# Alte Lieder "auffrischen"?



## Karlito (1. Oktober 2003)

Sers an alle,

hab da ne Frage, vielleicht könnt ihr mir weiterhelfen.

Hab bei meinen alten Kassetten-Beständen ein Lied gefunden. Das einzige Problem is, dass die Kasette recht alt und oft angehört ist, und die Qualität dementsprechend schlecht is (  generell alles recht dumpf  ).
Leider weiß ich den Namen des Liedes nich mehr, und werds wahrscheinlich eh nich so schnell finden ( is irgendson Jungle-Remix ).

Meine Frage:

Gibts ne Software ( oder hat jemand vielleicht nen passenden Link zu nem Tutorial ), mit der ich das Soundfile wieder auffrischen kann? 

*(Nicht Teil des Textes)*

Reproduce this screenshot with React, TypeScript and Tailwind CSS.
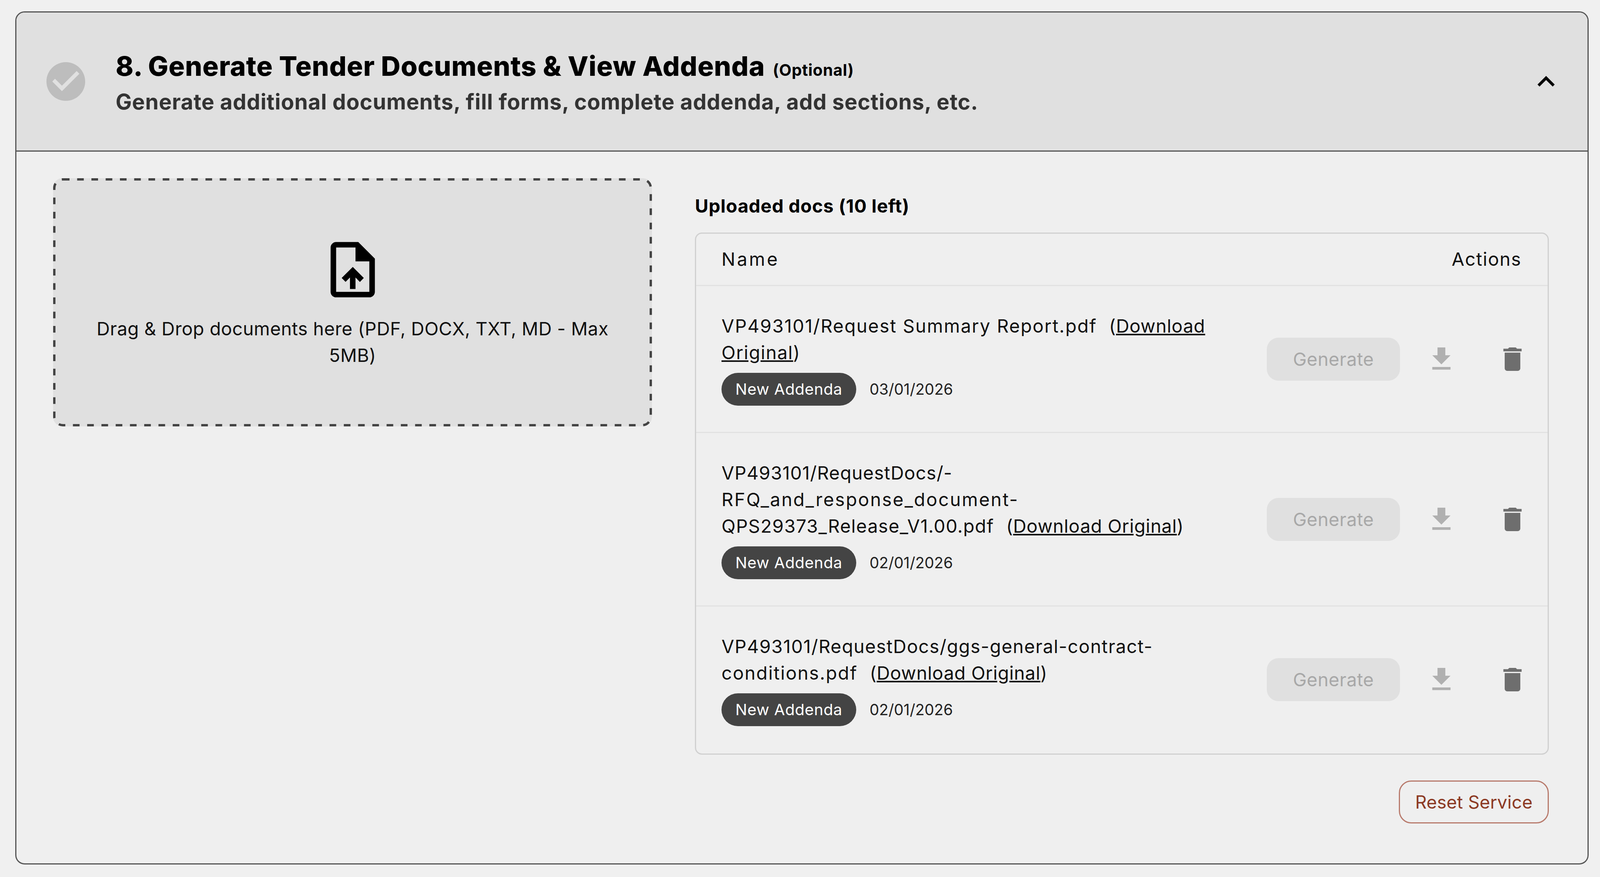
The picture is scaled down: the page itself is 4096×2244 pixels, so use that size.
import React from 'react';
import { MdCheckCircle, MdDelete, MdFileDownload, MdKeyboardArrowUp, MdOutlineUploadFile } from 'react-icons/md';

interface DocLine {
  text: string;
  spacing: string;
}

interface Doc {
  lines: DocLine[];
  linkFirst: string;
  linkSecond?: string;
  date: string;
}

// spacing is per line because Inter stands in for the wider face in the picture
const docs: Doc[] = [
  {
    lines: [{ text: 'VP493101/Request Summary Report.pdf', spacing: 'tracking-[2px]' }],
    linkFirst: 'Download',
    linkSecond: 'Original',
    date: '03/01/2026',
  },
  {
    lines: [
      { text: 'VP493101/RequestDocs/-', spacing: 'tracking-[1px]' },
      { text: 'RFQ_and_response_document-', spacing: 'tracking-[2.7px]' },
      { text: 'QPS29373_Release_V1.00.pdf', spacing: 'tracking-[1.3px]' },
    ],
    linkFirst: 'Download Original',
    date: '02/01/2026',
  },
  {
    lines: [
      { text: 'VP493101/RequestDocs/ggs-general-contract-', spacing: 'tracking-[1.4px]' },
      { text: 'conditions.pdf', spacing: 'tracking-[2.1px]' },
    ],
    linkFirst: 'Download Original',
    date: '02/01/2026',
  },
];

function DocRow({ doc, last }: { doc: Doc; last: boolean }) {
  return (
    <div className={`flex items-center justify-between pl-[65px] pr-[50px] pt-[68px] ${last ? 'pb-[70px]' : 'pb-[67px] border-b-[3px] border-[#e2e2e2]'}`}>
      <div className="flex flex-col gap-[18px]">
        <div className="text-[47px] leading-[68px] text-[#111] whitespace-nowrap">
          {doc.lines.map((line, i) => (
            <React.Fragment key={line.text}>
              {i > 0 && <br />}
              <span className={line.spacing}>{line.text}</span>
            </React.Fragment>
          ))}
          <span className="ml-[31px] tracking-[0.7px]">
            (<span className="underline">{doc.linkFirst}</span>
            {doc.linkSecond ? null : ')'}
          </span>
          {doc.linkSecond && (
            <>
              <br />
              <span className="tracking-[1.5px]">
                <span className="underline">{doc.linkSecond}</span>)
              </span>
            </>
          )}
        </div>
        <div className="flex items-center gap-[34px]">
          <span className="h-[84px] w-[345px] flex items-center justify-center rounded-full bg-[#444444] text-[40px] tracking-[0.6px] text-white">
            New Addenda
          </span>
          <span className="text-[39px] text-[#222]">{doc.date}</span>
        </div>
      </div>
      <div className="flex items-center">
        <button className="w-[341px] h-[110px] rounded-[30px] bg-[#e0e0e0] text-[47px] tracking-[0.4px] text-[#a8a8a8]">Generate</button>
        <MdFileDownload className="ml-[66px] w-[80px] h-[80px] text-[#b0b0b0]" />
        <MdDelete className="ml-[102px] w-[80px] h-[80px] text-[#6e6e6e]" />
      </div>
    </div>
  );
}

export default function App() {
  return (
    <div className="min-h-screen bg-[#f0f0f0] pl-[39px] pr-[29px] pt-[29px] font-['Inter','Liberation_Sans',sans-serif]">
      <div className="h-[2183px] rounded-[24px] border-[3px] border-[#555555] bg-[#efefef] overflow-hidden">
        <div className="h-[356px] flex items-center justify-between bg-[#e0e0e0] border-b-[3px] border-[#555555] pl-[67px] pr-[62px]">
          <div className="flex items-center">
            <MdCheckCircle className="w-[119px] h-[119px] text-[#bdbdbd]" />
            <div className="ml-[68px] pt-[5px]">
              <div className="flex items-baseline text-black font-bold whitespace-nowrap">
                <span className="text-[69px] leading-[92px] font-extrabold tracking-[0.7px]">8. Generate Tender Documents &amp; View Addenda</span>
                <span className="ml-[20px] text-[41px] tracking-[0.7px]">(Optional)</span>
              </div>
              <div className="mt-[5px] text-[55px] leading-[80px] font-bold tracking-[0.8px] text-[#333] whitespace-nowrap">
                Generate additional documents, fill forms, complete addenda, add sections, etc.
              </div>
            </div>
          </div>
          <MdKeyboardArrowUp className="w-[88px] h-[88px] text-black" />
        </div>

        <div className="flex pl-[94px] pr-[99px] pt-[68px]">
          <div className="relative w-[1533px] h-[635px] shrink-0 flex flex-col items-center justify-center rounded-[24px] bg-[#e0e0e0]">
            <svg className="absolute inset-0" width="1533" height="635" fill="none">
              <rect x="3" y="3" width="1527" height="629" rx="22" stroke="#444444" strokeWidth="6" strokeDasharray="17 19.5" />
            </svg>
            <MdOutlineUploadFile className="w-[170px] h-[170px] text-black" />
            <div className="mt-[32px] text-[47px] leading-[68px] tracking-[0.4px] text-[#111] text-center">
              Drag &amp; Drop documents here (PDF, DOCX, TXT, MD - Max
              <br />
              5MB)
            </div>
          </div>

          <div className="ml-[110px] flex-1">
            <div className="mt-[37px] mb-[34px] text-[47px] leading-[68px] font-bold tracking-[0.9px] text-black">Uploaded docs (10 left)</div>
            <div className="rounded-[18px] border-[3px] border-[#d0d0d0]">
              <div className="h-[134px] flex items-center justify-between pl-[65px] pr-[67px] border-b-[3px] border-[#e2e2e2] text-[47px] text-[#111]">
                <span className="tracking-[4.4px]">Name</span>
                <span className="tracking-[1.7px]">Actions</span>
              </div>
              {docs.map((doc, i) => (
                <DocRow key={doc.date + i} doc={doc} last={i === docs.length - 1} />
              ))}
            </div>
            <div className="flex justify-end mt-[66px]">
              <button className="w-[384px] h-[110px] rounded-[32px] border-[3px] border-[#b87a6c] text-[46px] tracking-[0.1px] text-[#8c3a24]">
                Reset Service
              </button>
            </div>
          </div>
        </div>
      </div>
    </div>
  );
}
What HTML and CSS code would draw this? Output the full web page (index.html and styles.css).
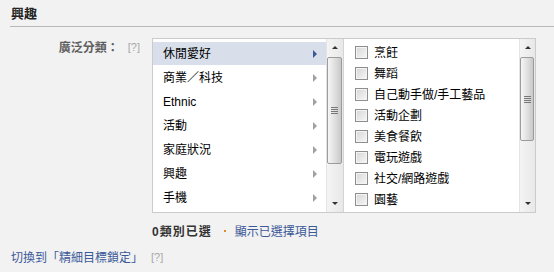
FILE: index.html
```html
<!DOCTYPE html>
<html lang="zh-Hant">
<head>
    <meta charset="UTF-8">
    <title>興趣</title>
    <link rel="stylesheet" href="styles.css">
</head>
<body>
    <h2 class="section-title">興趣</h2>

    <div class="field">
        <div class="field-label">廣泛分類：<span class="help">[?]</span></div>

        <div class="picker">
            <div class="pane pane-left">
                <ul class="cat-list">
                    <li class="cat selected">休閒愛好<i class="arrow"></i></li>
                    <li class="cat">商業／科技<i class="arrow"></i></li>
                    <li class="cat">Ethnic<i class="arrow"></i></li>
                    <li class="cat">活動<i class="arrow"></i></li>
                    <li class="cat">家庭狀況<i class="arrow"></i></li>
                    <li class="cat">興趣<i class="arrow"></i></li>
                    <li class="cat">手機<i class="arrow"></i></li>
                </ul>
                <div class="scrollbar">
                    <div class="sb-btn"><i class="sb-up"></i></div>
                    <div class="sb-thumb thumb-left"><i class="grip"></i></div>
                    <div class="sb-space"></div>
                    <div class="sb-btn"><i class="sb-down"></i></div>
                </div>
            </div>

            <div class="pane pane-right">
                <ul class="opt-list">
                    <li class="opt"><span class="box"></span>烹飪</li>
                    <li class="opt"><span class="box"></span>舞蹈</li>
                    <li class="opt"><span class="box"></span>自己動手做/手工藝品</li>
                    <li class="opt"><span class="box"></span>活動企劃</li>
                    <li class="opt"><span class="box"></span>美食餐飲</li>
                    <li class="opt"><span class="box"></span>電玩遊戲</li>
                    <li class="opt"><span class="box"></span>社交/網路遊戲</li>
                    <li class="opt"><span class="box"></span>園藝</li>
                </ul>
                <div class="scrollbar scrollbar-right">
                    <div class="sb-btn"><i class="sb-up"></i></div>
                    <div class="sb-thumb thumb-right"><i class="grip"></i></div>
                    <div class="sb-space"></div>
                    <div class="sb-btn"><i class="sb-down"></i></div>
                </div>
            </div>
        </div>
    </div>

    <div class="summary">
        <span class="count">0類別已選</span><span class="dot"></span><a href="#" class="link">顯示已選擇項目</a>
    </div>

    <div class="switch">
        <a href="#" class="link">切換到「精細目標鎖定」</a><span class="help">[?]</span>
    </div>
</body>
</html>
```

FILE: styles.css
```css
body {
    margin: 0;
    background: #f2f2f2;
    color: #000;
    font-family: "Liberation Sans", "Noto Sans CJK TC", sans-serif;
    font-size: 12px;
    line-height: 14px;
}

ul {
    list-style: none;
    margin: 0;
    padding: 0;
}

.section-title {
    margin: 0 0 0 10px;
    padding: 7px 0 5px 1px;
    font-size: 13px;
    line-height: 14px;
    font-weight: bold;
    color: #222;
    border-bottom: 1px solid #b8b8b8;
}

.field {
    display: flex;
    margin-top: 11px;
}

.field-label {
    width: 140px;
    margin-right: 12px;
    padding-top: 2px;
    text-align: right;
    font-weight: bold;
    color: #5e5e5e;
}

.help {
    margin-left: 9px;
    font-size: 11px;
    font-weight: normal;
    color: #a8a8a8;
    vertical-align: 1px;
}

.picker {
    display: flex;
    width: 382px;
    height: 173px;
    background: #fff;
    border: 1px solid #cbcbcb;
}

.pane {
    display: flex;
}

.pane-left {
    width: 190px;
    border-right: 1px solid #d4d4d4;
}

.pane-right {
    width: 191px;
}

.cat-list {
    flex: 1;
    padding-top: 3px;
}

.cat {
    display: flex;
    align-items: center;
    justify-content: space-between;
    height: 23px;
    margin-bottom: 1px;
    padding: 0 9px 0 10px;
    font-size: 12px;
}

.cat.selected {
    background: #d8dfea;
}

.arrow {
    width: 0;
    height: 0;
    border-left: 4px solid #a0a0a0;
    border-top: 4px solid transparent;
    border-bottom: 4px solid transparent;
}

.cat.selected .arrow {
    border-left-color: #3b5998;
}

.opt-list {
    flex: 1;
    padding: 3px 0 0 11px;
}

.opt {
    display: flex;
    align-items: center;
    height: 21px;
}

.box {
    width: 11px;
    height: 11px;
    margin-right: 6px;
    border: 1px solid #8e8e8e;
    background: linear-gradient(135deg, #d6d6d6, #f7f7f7);
    box-shadow: inset 0 0 0 1px #f4f4f4;
}

/* fake scrollbar */
.scrollbar {
    display: flex;
    flex-direction: column;
    width: 17px;
    background: linear-gradient(to right, #f4f4f4, #e8e8e8);
    border-left: 1px solid #e4e4e4;
    box-sizing: border-box;
}

.scrollbar-right {
    width: 16px;
}

.sb-btn {
    display: flex;
    align-items: center;
    justify-content: center;
    height: 17px;
}

.sb-up,
.sb-down {
    width: 0;
    height: 0;
    border-left: 3px solid transparent;
    border-right: 3px solid transparent;
}

.sb-up {
    border-bottom: 3px solid #333;
}

.sb-down {
    border-top: 3px solid #333;
}

.sb-thumb {
    display: flex;
    align-items: center;
    justify-content: center;
    margin: 1px 1px 0 0;
    border: 1px solid #9b9b9b;
    border-radius: 2px;
    background: linear-gradient(to right, #f6f6f6, #dcdcdc 60%, #c8c8c8);
    box-sizing: border-box;
}

.thumb-left {
    height: 107px;
}

.thumb-right {
    height: 84px;
}

.grip {
    width: 7px;
    height: 7px;
    background: repeating-linear-gradient(to bottom, #777 0 1px, transparent 1px 2px);
}

.sb-space {
    flex: 1;
}

.summary {
    margin: 12px 0 0 152px;
    display: flex;
    align-items: center;
}

.count {
    font-weight: bold;
    color: #333;
    letter-spacing: 1px;
}

.dot {
    width: 2px;
    height: 2px;
    margin: 0 9px 3px 12px;
    background: #e58a2a;
}

.link {
    color: #3b5998;
    text-decoration: none;
}

.switch {
    margin: 11px 0 0 11px;
}

.switch .help {
    margin-left: 8px;
}
```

Wie ichs auf den Rechner krieg, weiß ich. Nur beim Auffrischen hab ich keine Ahnung.

Any help?


----------



## Johannes Postler (1. Oktober 2003)

Hi!
Hatte vor kurzem ein ähnliches Problem und bin zufällig darauf gestossen:

Tutorial 

cu tirolausserfern


----------



## Karlito (1. Oktober 2003)

Cool, danke für die schnelle Antwort.


----------



## Karlito (4. Oktober 2003)

Aber noch ne Frage.

Bei dem Tutorial wird leider nur erklärt, wie man evtl. Rauschen rausbekommt. Wenn sich aber die Aufnahme "dumpf" anhört, kriegt man auch wieder einen klarenen Klang hin?


----------



## Whizzly (8. Oktober 2003)

hi,

also dumpf heisst effektiv zuwenig Höhen, die man also mit einem Equalizer wieder reindrehen kann... leider sind da wos "hell", also hochfrequent wird auch die meisten Rauschanteile und das fiese Knacksen und sowas, es ist also immer eine Gratwanderung zwischen hellem Sound und übersteuertem Rauschen und Knacken  aber grundsätzlich solltest du mit einem mehrbandigen EQ das schlimmste ausgleichen können...

hoff ich konnte helfen
bis denn 
whizzly


----------